On the phone that night, she struggles to hear me. I use this as an excuse to keep many things from her: that I am exhausted from my job, that I feel terrified of New York, that I am in love with a woman, that I am ashamed and unsure of how to eat in front of my coworkers.
“Are you eating well?” She asks.
“Oh yes,” I say. “Oh, yes.”
These are some of the last conversations we have on the phone. By the time she moves to the nursing home, she has forgotten how to speak into the receiver. When I do call her, and someone holds the phone up to her ear, I say hello over and over, and her voice is a disembodied giggle at whoever is in the room with her, not hearing me at all.
Once a week, I eat a doughnut. Sometimes I eat the doughnuts in the morning when they are fresh and soft, and sometimes I eat them at night, when they are flaked over and stiff. Every time, I go to the same diner and survey the case: These doughnuts are filled with marshmallow, whipped chocolate, matcha green tea creme. The muffins are gluten-free, sprinkled with almond slivers. There are breakfast sandwiches with tofu-based eggs and sausages made from seitan.
It’s a Tuesday morning, and I am working from home. I establish my usual space: a narrow table in the corner, against the wall, with just enough room for my laptop and a small plate. It is the first of her birthdays to pass since her death, and I challenge myself to bring my grief outside with me.
The doughnut I choose is filled with vegan marshmallow, topped with peanut butter.
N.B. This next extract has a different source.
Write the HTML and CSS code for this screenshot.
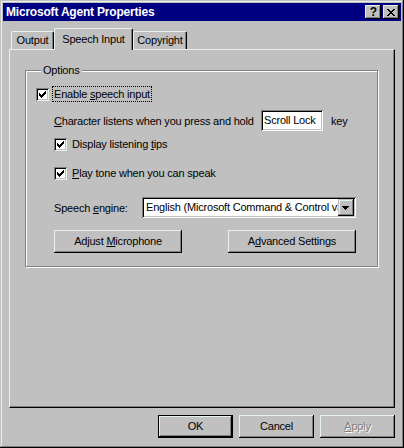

In the center of the doughnut, a second marshmallow is brûléed . The cashier hands me the doughnut on a plate.
The man in line after me orders a vegan sausage biscuit and an espresso, to go.
“Wish I was eating that,” he says, nodding at my plate. I smile at him until he says, “Sure a whole lot of sugar, though.”
“Yeah,” I say. “I know.” He watches me sit. I bite the doughnut in half. Marshmallow oozes onto my chin and nose. I can feel peanut butter on my right cheek. The dough feels thick and my cheeks puff to hold it all inside. He doesn’t answer, then his order is ready, and he goes out the front door. I watch him leave and new people come inside, and I eat. I eat.